_Objective_. Filter the records for lines holding the string "screenshot".

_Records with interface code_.
-=-=-

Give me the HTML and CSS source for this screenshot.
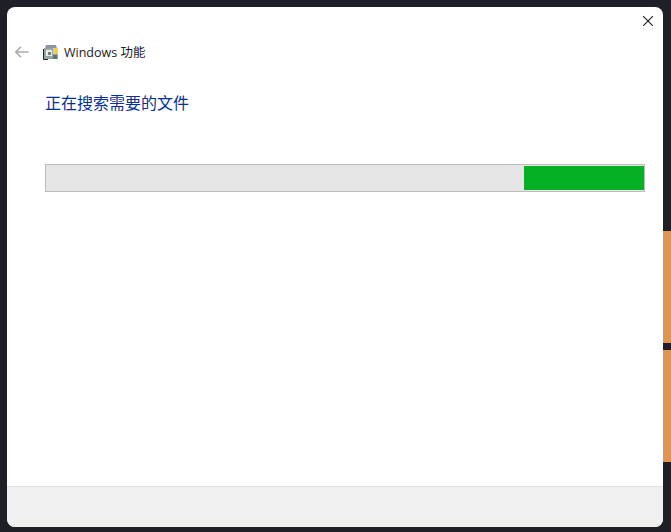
FILE: index.html
```html
<!DOCTYPE html>
<html lang="zh-CN">
<head>
    <meta charset="UTF-8"/>
    <title>Windows 功能</title>
    <link rel="stylesheet" href="styles.css">
</head>

<body>
    <main class="window">
        <div class="titlebar">
            <svg class="close" width="10" height="10" viewBox="0 0 10 10">
                <path d="M0 0L10 10M10 0L0 10" stroke="#1a1a1a" stroke-width="1.1" fill="none"/>
            </svg>
        </div>

        <div class="nav">
            <svg class="back" width="14" height="12" viewBox="0 0 14 12">
                <path d="M13.5 6H1M6 .8L.9 6L6 11.2" stroke="#a9a9a9" stroke-width="1.5" fill="none"/>
            </svg>
            <svg class="app-icon" width="16" height="16" viewBox="0 0 16 16">
                <path d="M3 1H13L14 5H2Z" fill="#8f93a8"/>
                <rect x="1" y="4" width="14" height="11" fill="#9aa6a0"/>
                <rect x="10" y="4" width="5" height="6" fill="#e9cf55"/>
                <rect x="3" y="6" width="6" height="6" fill="#e8ebe6"/>
                <rect x="5" y="8" width="3" height="3" fill="#6f7d78"/>
                <rect x="10" y="11" width="4" height="4" fill="#5f7478"/>
                <path d="M.5 5V15.5H5" stroke="#222" stroke-width="1" fill="none"/>
            </svg>
            <span class="nav-title">Windows 功能</span>
        </div>

        <section class="content">
            <h1>正在搜索需要的文件</h1>
            <div class="progress">
                <div class="progress-bar"></div>
            </div>
        </section>

        <footer class="footer"></footer>
    </main>

    <aside class="wallpaper">
        <div class="tile"></div>
        <div class="tile"></div>
    </aside>
</body>
</html>
```

FILE: styles.css
```css
* {
    margin: 0;
    padding: 0;
    box-sizing: border-box;
}

html, body {
    height: 100%;
}

body {
    display: flex;
    padding: 7px 0 5px 7px;
    background-color: #1f1f27;
    font-family: "Segoe UI", "Open Sans", "Noto Sans CJK SC", sans-serif;
    overflow: hidden;
}

.window {
    width: 656px;
    height: 520px;
    flex-shrink: 0;
    background-color: #fff;
    border-radius: 8px;
    display: flex;
    flex-direction: column;
    overflow: hidden;
}

.titlebar {
    height: 29px;
    display: flex;
    justify-content: flex-end;
    align-items: flex-end;
    padding-right: 10px;
    padding-bottom: 10px;
    flex-shrink: 0;
}

.nav {
    height: 32px;
    display: flex;
    align-items: center;
    padding-left: 8px;
    flex-shrink: 0;
}

.back {
    margin-right: 14px;
}

.app-icon {
    margin-right: 5px;
}

.nav-title {
    font-size: 12.5px;
    color: #1a1a1a;
    padding-bottom: 2px;
}

.content {
    flex: 1;
    padding: 22px 18px 0 38px;
}

.content h1 {
    font-family: "Noto Sans CJK SC", sans-serif;
    font-size: 16px;
    line-height: 24px;
    font-weight: 400;
    color: #003399;
    margin-bottom: 50px;
}

.progress {
    height: 28px;
    background-color: #e6e6e6;
    border: 1px solid #bcbcbc;
    padding: 1px 0;
    display: flex;
    justify-content: flex-end;
}

.progress-bar {
    width: 120px;
    background-color: #06b025;
}

.footer {
    height: 41px;
    flex-shrink: 0;
    background-color: #f0f0f0;
    border-top: 1px solid #dfdfdf;
}

.wallpaper {
    width: 8px;
    flex-shrink: 0;
    padding-top: 224px;
    display: flex;
    flex-direction: column;
    gap: 7px;
}

.tile {
    height: 112px;
    background-color: #e0964e;
}
```
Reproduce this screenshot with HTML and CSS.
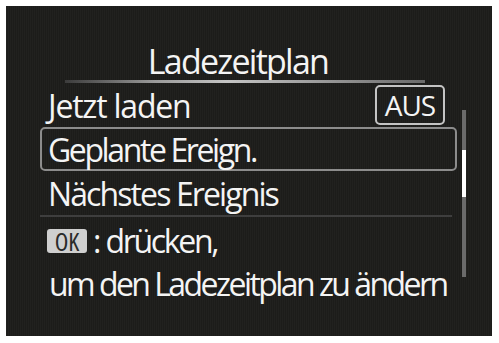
FILE: index.html
```html
<!DOCTYPE html>
<html lang="de">
<head>
<meta charset="utf-8">
<title>Ladezeitplan</title>
<link rel="stylesheet" href="styles.css">
</head>
<body>
<div class="screen">
  <div class="title">Ladezeitplan</div>
  <div class="title-rule"></div>
  <div class="menu">
    <div class="row">
      <span class="label l-now">Jetzt laden</span>
      <span class="value">AUS</span>
    </div>
    <div class="row selected">
      <span class="label l-plan">Geplante Ereign.</span>
    </div>
    <div class="row">
      <span class="label l-next">Nächstes Ereignis</span>
    </div>
  </div>
  <div class="rule"></div>
  <div class="help">
    <div class="help-line"><span class="ok">OK</span><span class="colon">:</span><span class="press">drücken,</span></div>
    <div class="help-line indent">um den Ladezeitplan zu ändern</div>
  </div>
  <div class="scrollbar"><div class="thumb"></div></div>
</div>
</body>
</html>
```
FILE: styles.css
```css
html, body {
  margin: 0;
  padding: 0;
  background: #ffffff;
}

body {
  padding: 6px;
  font-family: "Open Sans", "DejaVu Sans", sans-serif;
  color: #f4f4f4;
}

.screen {
  position: relative;
  width: 486px;
  height: 330px;
  box-sizing: border-box;
  background-color: #1c1c1a;
  background-image: repeating-linear-gradient(90deg, rgba(255,255,255,0.025) 0 1px, rgba(0,0,0,0) 1px 2px);
  display: flex;
  flex-direction: column;
  padding-top: 36px;
}

.title {
  height: 38px;
  line-height: 38px;
  font-size: 34px;
  letter-spacing: -1.75px;
  text-align: center;
  padding-right: 22px;
  white-space: nowrap;
}

.title-rule {
  height: 3px;
  margin-left: 59px;
  width: 360px;
  background: linear-gradient(90deg, #3c3c3c 0%, #9a9a9a 25%, #c4c4c4 45%, #9c9c9c 70%, #6a6a6a 100%);
}

.menu {
  display: flex;
  flex-direction: column;
  margin-left: 34px;
  width: 417px;
}

.row {
  height: 44px;
  box-sizing: border-box;
  display: flex;
  align-items: center;
  justify-content: space-between;
  padding: 0 10px 0 6px;
  font-size: 32px;
  border: 2px solid transparent;
  border-radius: 5px;
  white-space: nowrap;
}

.row.selected {
  border-color: #8c8c8c;
}

.l-now { letter-spacing: -1.2px; }
.l-plan { letter-spacing: -2.4px; }
.l-next { letter-spacing: -1.9px; }

.value {
  width: 70px;
  height: 40px;
  box-sizing: border-box;
  border: 2px solid #c4c4c4;
  border-radius: 5px;
  display: flex;
  align-items: center;
  justify-content: center;
  font-size: 28px;
  letter-spacing: -1px;
}

.rule {
  height: 2px;
  margin-left: 34px;
  width: 412px;
  background: #3e3e3e;
}

.help {
  margin-left: 41px;
  font-size: 32px;
}

.help-line {
  height: 43px;
  line-height: 43px;
  display: flex;
  align-items: center;
  white-space: nowrap;
}

.help-line:first-child {
  margin-top: 2px;
}

.ok {
  display: inline-block;
  width: 40px;
  height: 24px;
  line-height: 24px;
  background: #cfcfcf;
  border-radius: 3px;
  color: #2a2a2a;
  font-size: 25px;
  font-stretch: 75%;
  text-align: center;
}

.colon {
  margin: 0 4px 0 6px;
}

.press {
  letter-spacing: -2.3px;
}

.indent {
  padding-left: 2px;
  letter-spacing: -2.55px;
}

.scrollbar {
  position: absolute;
  left: 456px;
  top: 104px;
  width: 4px;
  height: 167px;
  background: #6a6a6a;
}

.thumb {
  margin-top: 40px;
  height: 47px;
  background: #ffffff;
}
```
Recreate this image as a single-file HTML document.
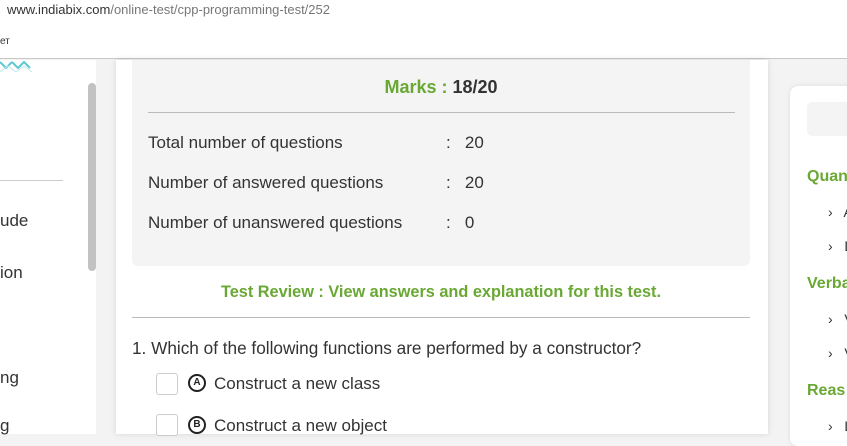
<!DOCTYPE html>
<html><head><style>
*{margin:0;padding:0;box-sizing:border-box}
body{width:847px;height:434px;overflow:hidden;background:#f3f3f3;font-family:"Liberation Sans",Arial,sans-serif;position:relative;color:#333}
.a{position:absolute;white-space:nowrap}
.g{color:#6aa834;font-weight:bold}
.c{position:absolute;width:18px;height:18px;border:2px solid #222;border-radius:50%;font-size:10px;font-weight:bold;text-align:center;line-height:14px;color:#222}
</style></head><body>
<div class="a" style="left:0;top:0;width:847px;height:59px;background:#fff;border-bottom:1px solid #c8c8c8"></div>
<div class="a" style="left:7px;top:2px;font-size:13px;color:#777"><span style="color:#333">www.indiabix.com</span>/online-test/cpp-programming-test/252</div>
<div class="a" style="left:0;top:36px;font-size:10px;color:#333">ет</div>
<div class="a" style="left:0;top:60px;width:96px;height:374px;background:#fff"></div>
<svg class="a" style="left:0;top:60px" width="34" height="16"><path d="M0 2 L6 8 L12 2 M12 2 L18 8 L24 2 L30 8" stroke="#5cc8d0" stroke-width="2" fill="none"/><path d="M0 12 L8 6 L16 12 L24 6 L32 12" stroke="#bfe8ec" stroke-width="1" fill="none"/></svg>
<div class="a" style="left:88px;top:83px;width:8px;height:188px;background:#c2c2c2;border-radius:4px"></div>
<div class="a" style="left:0;top:180px;width:63px;height:1px;background:#ccc"></div>
<div class="a" style="left:0;top:211px;font-size:17px">ude</div>
<div class="a" style="left:0;top:263px;font-size:17px">ion</div>
<div class="a" style="left:0;top:368px;font-size:17px">ng</div>
<div class="a" style="left:0;top:416px;font-size:17px">g</div>
<div class="a" style="left:116px;top:60px;width:652px;height:374px;background:#fff;box-shadow:0 0 6px rgba(0,0,0,.12)"></div>
<div class="a" style="left:132px;top:60px;width:618px;height:206px;background:#f4f4f4;border-radius:0 0 6px 6px"></div>
<div class="a g" style="left:132px;top:77px;width:618px;text-align:center;font-size:18px">Marks : <span style="color:#333">18/20</span></div>
<div class="a" style="left:148px;top:112px;width:587px;height:1px;background:#bbb"></div>
<div class="a" style="left:148px;top:133px;font-size:17px">Total number of questions</div>
<div class="a" style="left:148px;top:173px;font-size:17px">Number of answered questions</div>
<div class="a" style="left:148px;top:213px;font-size:17px">Number of unanswered questions</div>
<div class="a" style="left:446px;top:133px;font-size:17px">:&nbsp;&nbsp; 20</div>
<div class="a" style="left:446px;top:173px;font-size:17px">:&nbsp;&nbsp; 20</div>
<div class="a" style="left:446px;top:213px;font-size:17px">:&nbsp;&nbsp; 0</div>
<div class="a g" style="left:132px;top:283px;width:618px;text-align:center;font-size:16.3px">Test Review : View answers and explanation for this test.</div>
<div class="a" style="left:132px;top:317px;width:618px;height:1px;background:#bbb"></div>
<div class="a" style="left:132px;top:338px;font-size:17.2px">1. Which of the following functions are performed by a constructor?</div>
<div class="a" style="left:156px;top:373px;width:22px;height:22px;border:1px solid #ccc;border-radius:3px;background:#fff"></div>
<div class="c" style="left:188px;top:374px">A</div>
<div class="a" style="left:214px;top:374px;font-size:17px">Construct a new class</div>
<div class="a" style="left:156px;top:414px;width:22px;height:22px;border:1px solid #ccc;border-radius:3px;background:#fff"></div>
<div class="c" style="left:188px;top:416px">B</div>
<div class="a" style="left:214px;top:416px;font-size:17px">Construct a new object</div>
<div class="a" style="left:790px;top:86px;width:70px;height:360px;background:#fff;border-radius:8px;box-shadow:0 0 5px rgba(0,0,0,.1)"></div>
<div class="a" style="left:807px;top:102px;width:50px;height:34px;background:#f4f4f4;border-radius:5px"></div>
<div class="a g" style="left:807px;top:168px;font-size:16px">Quan</div>
<div class="a" style="left:828px;top:204px;font-size:14px">›&nbsp;&nbsp; A</div>
<div class="a" style="left:828px;top:238px;font-size:14px">›&nbsp;&nbsp; D</div>
<div class="a g" style="left:807px;top:275px;font-size:16px">Verba</div>
<div class="a" style="left:828px;top:311px;font-size:14px">›&nbsp;&nbsp; V</div>
<div class="a" style="left:828px;top:345px;font-size:14px">›&nbsp;&nbsp; V</div>
<div class="a g" style="left:807px;top:382px;font-size:16px">Reas</div>
<div class="a" style="left:828px;top:418px;font-size:14px">›&nbsp;&nbsp; L</div>
</body></html>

-=-=-

_Output of the task_.
Give me the HTML and CSS source for this screenshot.
Reproduce this screenshot with HTML and CSS.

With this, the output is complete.